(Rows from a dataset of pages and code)

────────

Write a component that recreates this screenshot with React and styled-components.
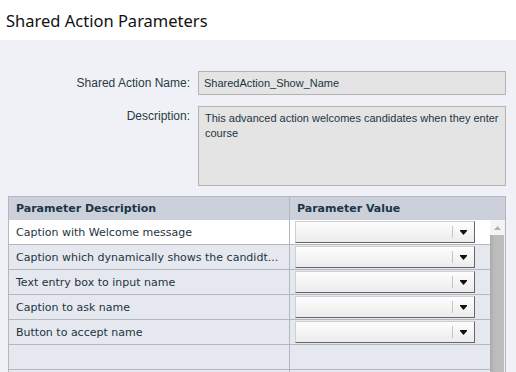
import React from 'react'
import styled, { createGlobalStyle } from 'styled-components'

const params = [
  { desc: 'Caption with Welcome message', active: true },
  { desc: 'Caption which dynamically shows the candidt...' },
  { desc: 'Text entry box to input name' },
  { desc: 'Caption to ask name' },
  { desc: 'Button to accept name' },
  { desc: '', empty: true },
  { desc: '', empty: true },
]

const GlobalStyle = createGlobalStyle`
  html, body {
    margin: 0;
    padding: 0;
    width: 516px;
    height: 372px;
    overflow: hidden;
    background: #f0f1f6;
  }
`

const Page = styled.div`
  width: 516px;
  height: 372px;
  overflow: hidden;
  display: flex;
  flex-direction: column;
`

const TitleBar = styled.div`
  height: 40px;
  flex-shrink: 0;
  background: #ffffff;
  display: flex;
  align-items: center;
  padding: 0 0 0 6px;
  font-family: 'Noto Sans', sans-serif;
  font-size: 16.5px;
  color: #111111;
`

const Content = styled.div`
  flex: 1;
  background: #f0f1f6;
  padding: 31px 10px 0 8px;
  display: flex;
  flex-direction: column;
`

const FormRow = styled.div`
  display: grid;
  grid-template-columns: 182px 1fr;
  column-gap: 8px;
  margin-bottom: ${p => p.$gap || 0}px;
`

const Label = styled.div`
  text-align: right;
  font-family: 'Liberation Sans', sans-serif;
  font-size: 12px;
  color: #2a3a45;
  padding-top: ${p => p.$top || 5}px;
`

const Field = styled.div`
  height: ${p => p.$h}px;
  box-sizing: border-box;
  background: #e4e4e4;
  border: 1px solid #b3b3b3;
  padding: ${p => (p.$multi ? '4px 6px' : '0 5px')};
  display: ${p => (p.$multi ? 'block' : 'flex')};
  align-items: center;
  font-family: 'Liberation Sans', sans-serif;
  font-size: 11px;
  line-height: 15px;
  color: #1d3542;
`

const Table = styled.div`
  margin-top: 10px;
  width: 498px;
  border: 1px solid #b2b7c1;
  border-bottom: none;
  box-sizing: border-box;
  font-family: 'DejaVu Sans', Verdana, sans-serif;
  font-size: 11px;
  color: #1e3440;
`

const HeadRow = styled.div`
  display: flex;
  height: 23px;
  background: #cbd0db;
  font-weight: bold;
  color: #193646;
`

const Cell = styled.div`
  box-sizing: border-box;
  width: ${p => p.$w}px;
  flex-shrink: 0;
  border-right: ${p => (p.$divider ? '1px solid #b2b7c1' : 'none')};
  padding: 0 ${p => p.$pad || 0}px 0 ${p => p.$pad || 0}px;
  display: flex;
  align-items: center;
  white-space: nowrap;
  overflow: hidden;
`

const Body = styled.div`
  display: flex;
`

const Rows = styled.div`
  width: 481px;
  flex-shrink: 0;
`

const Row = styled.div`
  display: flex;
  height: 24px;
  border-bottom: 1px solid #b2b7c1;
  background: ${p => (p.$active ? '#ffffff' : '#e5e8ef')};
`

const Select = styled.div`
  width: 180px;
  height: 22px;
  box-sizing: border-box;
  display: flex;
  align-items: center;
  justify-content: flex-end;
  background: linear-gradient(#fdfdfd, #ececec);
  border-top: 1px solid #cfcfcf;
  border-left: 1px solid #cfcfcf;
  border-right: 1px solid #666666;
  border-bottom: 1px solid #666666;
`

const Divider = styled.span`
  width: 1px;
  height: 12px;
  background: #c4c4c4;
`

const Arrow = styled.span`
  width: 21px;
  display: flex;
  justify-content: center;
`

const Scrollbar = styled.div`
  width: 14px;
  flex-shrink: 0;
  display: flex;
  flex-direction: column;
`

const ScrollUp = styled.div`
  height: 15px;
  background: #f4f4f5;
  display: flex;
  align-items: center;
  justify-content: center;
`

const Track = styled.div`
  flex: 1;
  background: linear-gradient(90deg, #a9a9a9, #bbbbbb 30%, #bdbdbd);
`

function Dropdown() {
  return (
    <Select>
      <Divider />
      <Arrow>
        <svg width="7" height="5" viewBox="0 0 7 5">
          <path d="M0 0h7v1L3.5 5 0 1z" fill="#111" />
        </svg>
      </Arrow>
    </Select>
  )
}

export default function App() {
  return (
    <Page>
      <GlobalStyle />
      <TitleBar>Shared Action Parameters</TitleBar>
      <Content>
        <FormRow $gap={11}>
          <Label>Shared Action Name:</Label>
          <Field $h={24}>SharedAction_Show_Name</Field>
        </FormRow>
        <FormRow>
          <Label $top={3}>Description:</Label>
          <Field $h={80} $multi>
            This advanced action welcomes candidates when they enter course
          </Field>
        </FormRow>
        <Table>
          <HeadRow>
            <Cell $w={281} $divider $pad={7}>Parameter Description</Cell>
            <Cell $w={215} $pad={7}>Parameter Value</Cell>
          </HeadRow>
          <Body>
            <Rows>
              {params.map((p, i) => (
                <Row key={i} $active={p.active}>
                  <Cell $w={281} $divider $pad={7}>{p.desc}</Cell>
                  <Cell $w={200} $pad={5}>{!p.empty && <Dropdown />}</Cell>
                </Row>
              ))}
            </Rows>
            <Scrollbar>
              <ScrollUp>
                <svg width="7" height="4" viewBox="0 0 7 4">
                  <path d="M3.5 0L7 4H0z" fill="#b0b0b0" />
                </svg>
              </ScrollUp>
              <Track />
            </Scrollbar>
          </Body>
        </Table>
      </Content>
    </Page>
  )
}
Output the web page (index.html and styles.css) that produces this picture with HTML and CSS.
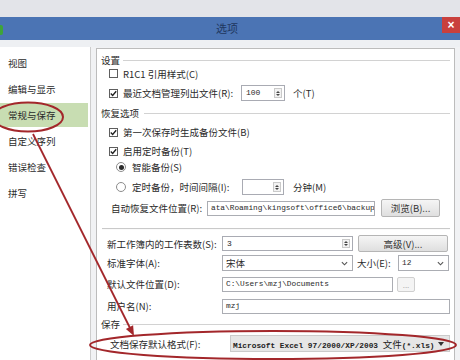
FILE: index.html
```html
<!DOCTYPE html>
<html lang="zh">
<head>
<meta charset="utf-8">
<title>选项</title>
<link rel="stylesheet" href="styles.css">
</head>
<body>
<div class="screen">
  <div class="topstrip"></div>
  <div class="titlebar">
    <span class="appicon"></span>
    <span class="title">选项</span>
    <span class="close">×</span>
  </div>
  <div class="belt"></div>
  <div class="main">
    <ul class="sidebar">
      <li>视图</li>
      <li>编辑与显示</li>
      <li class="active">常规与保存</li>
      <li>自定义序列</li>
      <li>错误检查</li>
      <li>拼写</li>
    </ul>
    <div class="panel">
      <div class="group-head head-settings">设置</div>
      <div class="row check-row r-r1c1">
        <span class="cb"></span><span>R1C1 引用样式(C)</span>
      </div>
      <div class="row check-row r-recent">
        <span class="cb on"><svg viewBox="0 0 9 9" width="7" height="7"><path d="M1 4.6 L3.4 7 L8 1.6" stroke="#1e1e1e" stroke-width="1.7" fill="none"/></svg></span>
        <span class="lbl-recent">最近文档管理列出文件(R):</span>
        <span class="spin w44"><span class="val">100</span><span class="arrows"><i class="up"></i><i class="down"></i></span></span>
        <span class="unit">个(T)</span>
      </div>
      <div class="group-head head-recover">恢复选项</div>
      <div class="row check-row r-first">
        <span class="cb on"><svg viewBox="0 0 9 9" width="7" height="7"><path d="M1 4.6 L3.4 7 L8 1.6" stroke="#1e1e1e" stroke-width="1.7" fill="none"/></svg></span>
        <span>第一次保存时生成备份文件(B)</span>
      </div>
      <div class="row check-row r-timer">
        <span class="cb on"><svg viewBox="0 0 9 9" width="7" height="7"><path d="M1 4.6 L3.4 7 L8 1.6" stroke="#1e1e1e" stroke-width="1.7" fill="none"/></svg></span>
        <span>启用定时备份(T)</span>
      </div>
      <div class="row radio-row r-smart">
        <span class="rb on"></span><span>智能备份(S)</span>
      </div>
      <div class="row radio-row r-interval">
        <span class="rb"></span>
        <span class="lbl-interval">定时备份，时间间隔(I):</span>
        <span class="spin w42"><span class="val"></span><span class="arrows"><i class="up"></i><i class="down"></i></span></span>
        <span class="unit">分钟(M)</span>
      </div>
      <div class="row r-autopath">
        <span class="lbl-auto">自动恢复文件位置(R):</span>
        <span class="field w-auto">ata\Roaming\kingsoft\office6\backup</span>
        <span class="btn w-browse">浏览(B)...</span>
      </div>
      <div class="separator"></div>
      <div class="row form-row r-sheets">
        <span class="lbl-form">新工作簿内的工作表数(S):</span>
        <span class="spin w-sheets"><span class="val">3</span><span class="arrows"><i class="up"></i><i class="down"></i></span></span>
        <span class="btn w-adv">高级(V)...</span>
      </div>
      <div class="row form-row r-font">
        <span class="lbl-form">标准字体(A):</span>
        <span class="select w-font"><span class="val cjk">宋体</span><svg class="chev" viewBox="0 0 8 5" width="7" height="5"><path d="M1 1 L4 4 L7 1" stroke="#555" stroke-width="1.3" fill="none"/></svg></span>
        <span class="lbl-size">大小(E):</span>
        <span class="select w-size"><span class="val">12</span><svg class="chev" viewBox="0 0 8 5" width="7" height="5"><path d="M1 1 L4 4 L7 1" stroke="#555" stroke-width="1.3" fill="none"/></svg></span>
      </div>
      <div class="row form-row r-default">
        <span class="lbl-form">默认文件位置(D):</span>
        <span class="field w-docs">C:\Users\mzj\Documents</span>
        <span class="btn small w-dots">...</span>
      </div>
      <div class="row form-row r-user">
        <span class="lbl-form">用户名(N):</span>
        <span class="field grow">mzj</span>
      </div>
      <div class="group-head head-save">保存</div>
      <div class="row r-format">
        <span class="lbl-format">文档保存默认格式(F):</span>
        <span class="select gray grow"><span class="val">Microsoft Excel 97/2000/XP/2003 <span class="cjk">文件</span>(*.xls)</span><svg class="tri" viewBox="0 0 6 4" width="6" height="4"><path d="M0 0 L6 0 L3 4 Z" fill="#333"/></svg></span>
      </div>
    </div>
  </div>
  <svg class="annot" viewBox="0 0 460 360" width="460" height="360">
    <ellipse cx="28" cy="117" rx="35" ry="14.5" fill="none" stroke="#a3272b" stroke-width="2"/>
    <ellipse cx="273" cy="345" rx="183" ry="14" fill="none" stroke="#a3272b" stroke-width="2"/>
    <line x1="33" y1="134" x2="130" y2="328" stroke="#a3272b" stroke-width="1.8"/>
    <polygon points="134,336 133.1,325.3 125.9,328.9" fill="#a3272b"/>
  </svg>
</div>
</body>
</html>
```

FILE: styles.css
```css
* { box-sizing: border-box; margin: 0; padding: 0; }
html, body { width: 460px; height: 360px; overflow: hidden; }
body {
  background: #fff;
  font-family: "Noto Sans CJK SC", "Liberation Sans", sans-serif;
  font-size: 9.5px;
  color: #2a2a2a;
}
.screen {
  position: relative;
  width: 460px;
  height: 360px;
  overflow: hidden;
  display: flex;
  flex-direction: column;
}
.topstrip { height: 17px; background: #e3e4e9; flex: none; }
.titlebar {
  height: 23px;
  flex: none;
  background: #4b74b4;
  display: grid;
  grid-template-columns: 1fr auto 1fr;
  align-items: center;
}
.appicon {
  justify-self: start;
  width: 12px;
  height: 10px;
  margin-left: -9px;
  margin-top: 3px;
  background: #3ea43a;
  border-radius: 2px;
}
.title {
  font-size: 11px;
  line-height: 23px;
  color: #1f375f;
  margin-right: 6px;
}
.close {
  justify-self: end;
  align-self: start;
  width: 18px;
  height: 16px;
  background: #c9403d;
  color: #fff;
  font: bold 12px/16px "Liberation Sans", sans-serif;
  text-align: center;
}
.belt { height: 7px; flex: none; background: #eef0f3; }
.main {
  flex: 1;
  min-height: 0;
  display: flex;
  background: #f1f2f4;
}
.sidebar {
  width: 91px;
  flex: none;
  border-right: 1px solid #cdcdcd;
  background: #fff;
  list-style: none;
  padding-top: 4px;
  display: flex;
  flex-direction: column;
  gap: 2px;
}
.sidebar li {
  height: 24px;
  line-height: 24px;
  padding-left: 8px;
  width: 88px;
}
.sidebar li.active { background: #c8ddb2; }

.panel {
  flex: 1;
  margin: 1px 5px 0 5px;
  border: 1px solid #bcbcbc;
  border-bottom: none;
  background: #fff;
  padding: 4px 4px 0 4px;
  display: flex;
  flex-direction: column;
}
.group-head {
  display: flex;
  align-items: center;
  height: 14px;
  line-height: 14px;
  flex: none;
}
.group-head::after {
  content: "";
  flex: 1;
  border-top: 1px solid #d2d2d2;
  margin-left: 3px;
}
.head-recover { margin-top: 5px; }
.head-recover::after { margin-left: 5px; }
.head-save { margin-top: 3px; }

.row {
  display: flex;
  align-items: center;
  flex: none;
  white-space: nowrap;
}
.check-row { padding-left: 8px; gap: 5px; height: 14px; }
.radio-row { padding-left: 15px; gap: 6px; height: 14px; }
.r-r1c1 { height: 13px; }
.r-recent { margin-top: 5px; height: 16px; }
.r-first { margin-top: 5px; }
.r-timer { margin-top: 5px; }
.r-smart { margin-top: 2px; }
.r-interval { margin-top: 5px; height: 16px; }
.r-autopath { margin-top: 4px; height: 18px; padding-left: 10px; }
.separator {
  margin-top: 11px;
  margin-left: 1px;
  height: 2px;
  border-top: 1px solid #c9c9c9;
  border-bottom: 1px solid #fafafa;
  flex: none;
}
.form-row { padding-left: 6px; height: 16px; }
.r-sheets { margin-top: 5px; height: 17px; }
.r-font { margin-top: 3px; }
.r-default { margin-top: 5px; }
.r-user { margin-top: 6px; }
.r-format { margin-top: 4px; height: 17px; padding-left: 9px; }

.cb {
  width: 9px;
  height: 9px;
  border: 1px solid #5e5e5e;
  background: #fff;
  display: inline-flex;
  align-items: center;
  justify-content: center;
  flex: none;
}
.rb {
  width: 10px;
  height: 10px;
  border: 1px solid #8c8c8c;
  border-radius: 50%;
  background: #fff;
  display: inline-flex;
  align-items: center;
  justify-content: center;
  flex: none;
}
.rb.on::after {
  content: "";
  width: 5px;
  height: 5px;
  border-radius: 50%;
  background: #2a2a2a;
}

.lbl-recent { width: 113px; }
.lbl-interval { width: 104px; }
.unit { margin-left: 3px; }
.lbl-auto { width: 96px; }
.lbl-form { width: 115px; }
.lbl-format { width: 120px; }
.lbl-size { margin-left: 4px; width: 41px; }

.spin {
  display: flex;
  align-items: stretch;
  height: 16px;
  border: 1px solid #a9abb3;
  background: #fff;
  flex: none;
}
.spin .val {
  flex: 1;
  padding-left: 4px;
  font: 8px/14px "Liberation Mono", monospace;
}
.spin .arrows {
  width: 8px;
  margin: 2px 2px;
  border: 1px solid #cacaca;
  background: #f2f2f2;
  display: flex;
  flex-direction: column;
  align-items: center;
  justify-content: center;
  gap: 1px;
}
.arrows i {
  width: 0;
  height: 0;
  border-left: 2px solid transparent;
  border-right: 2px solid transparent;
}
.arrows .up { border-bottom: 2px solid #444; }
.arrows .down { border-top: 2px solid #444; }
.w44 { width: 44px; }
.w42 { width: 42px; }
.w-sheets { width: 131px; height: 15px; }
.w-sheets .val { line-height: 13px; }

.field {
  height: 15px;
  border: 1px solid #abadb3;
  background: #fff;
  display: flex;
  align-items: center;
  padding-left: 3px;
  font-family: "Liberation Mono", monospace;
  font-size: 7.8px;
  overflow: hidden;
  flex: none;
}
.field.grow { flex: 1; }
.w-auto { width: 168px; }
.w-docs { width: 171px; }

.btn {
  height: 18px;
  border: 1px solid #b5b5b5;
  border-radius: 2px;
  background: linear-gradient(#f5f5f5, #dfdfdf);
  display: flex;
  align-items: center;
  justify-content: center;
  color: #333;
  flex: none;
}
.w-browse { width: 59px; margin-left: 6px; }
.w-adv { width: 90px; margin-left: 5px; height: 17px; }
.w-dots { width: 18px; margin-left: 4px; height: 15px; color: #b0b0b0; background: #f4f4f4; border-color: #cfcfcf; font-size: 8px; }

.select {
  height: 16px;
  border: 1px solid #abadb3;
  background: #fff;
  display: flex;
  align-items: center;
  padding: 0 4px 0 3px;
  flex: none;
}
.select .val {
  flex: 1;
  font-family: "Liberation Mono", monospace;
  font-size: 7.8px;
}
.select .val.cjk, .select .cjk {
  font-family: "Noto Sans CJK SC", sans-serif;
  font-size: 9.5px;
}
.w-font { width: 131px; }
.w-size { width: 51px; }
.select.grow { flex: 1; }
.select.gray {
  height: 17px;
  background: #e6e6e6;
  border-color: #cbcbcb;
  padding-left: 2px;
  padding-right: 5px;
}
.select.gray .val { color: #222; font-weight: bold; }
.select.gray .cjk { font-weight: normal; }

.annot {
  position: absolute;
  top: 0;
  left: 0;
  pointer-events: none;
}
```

────────

### Prompt:
Copy each line of the listing that includes "with".

### Answer:
Write a component that recreates this screenshot with React and styled-components.
  { desc: 'Caption with Welcome message', active: true },
Output the web page (index.html and styles.css) that produces this picture with HTML and CSS.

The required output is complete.